Starmer: first find your witch
Keir Starmer is poised to ‘auto-expel’ up to a thousand Labour members by proscribing groups within the party to which they belong. If anyone needed further signs that he has abandoned the spurious promises he made to the left when he was elected leader, this should be it. With hunts are nothing new either to Labour or to Starmer. After all he suspended his predecessor, Jeremy Corbyn, from the Labour whip and 8 months on there is no sign of that being lifted.
The failure to wage a major campaign to defend Corbyn and other witch-hunted socialists has led to this and if Starmer succeeds here that will not be the end of it. Starmer knows they put political arguments in CLPs and at conference which he does not want to hear.

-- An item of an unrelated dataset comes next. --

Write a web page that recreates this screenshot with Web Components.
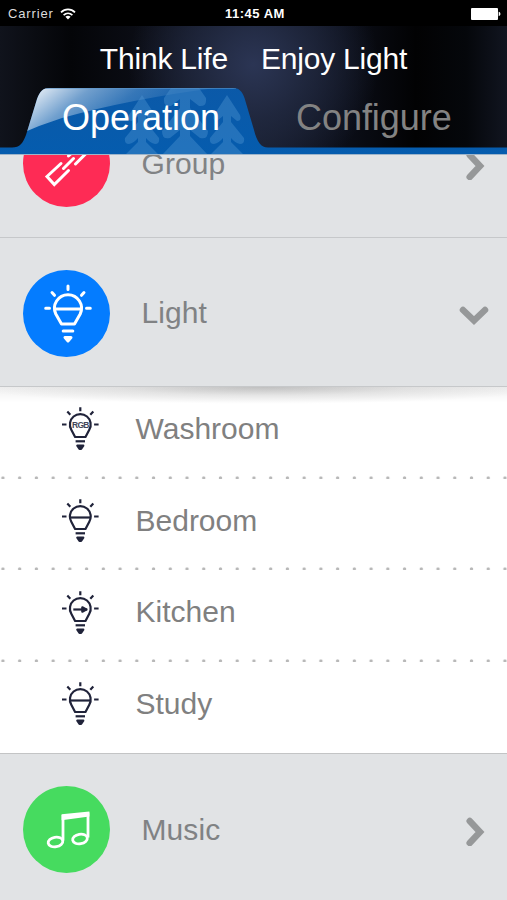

Even that is not the nub of the question, however. Starmer is doing this because he thinks it will make him look strong and distance himself forever from the left. Urged on by Peter Mandelson, he will be praised by the Sun and foolishly think this puts him on the path to government. Instead it makes him look weak and pathetic, and of course it will do nothing to alter his foundering ratings.
Everyone in Labour should stand in solidarity with these groups. As importantly, it requires an honest accounting of where Labour is going and how the left can flourish within it. Any answer would have to record that there is less and less space for the left inside Labour, that Labour itself will struggle to recover given its timidity and fear of radical politics. Socialists will find that organising inside the party increasingly hard – and the alternative lies outside.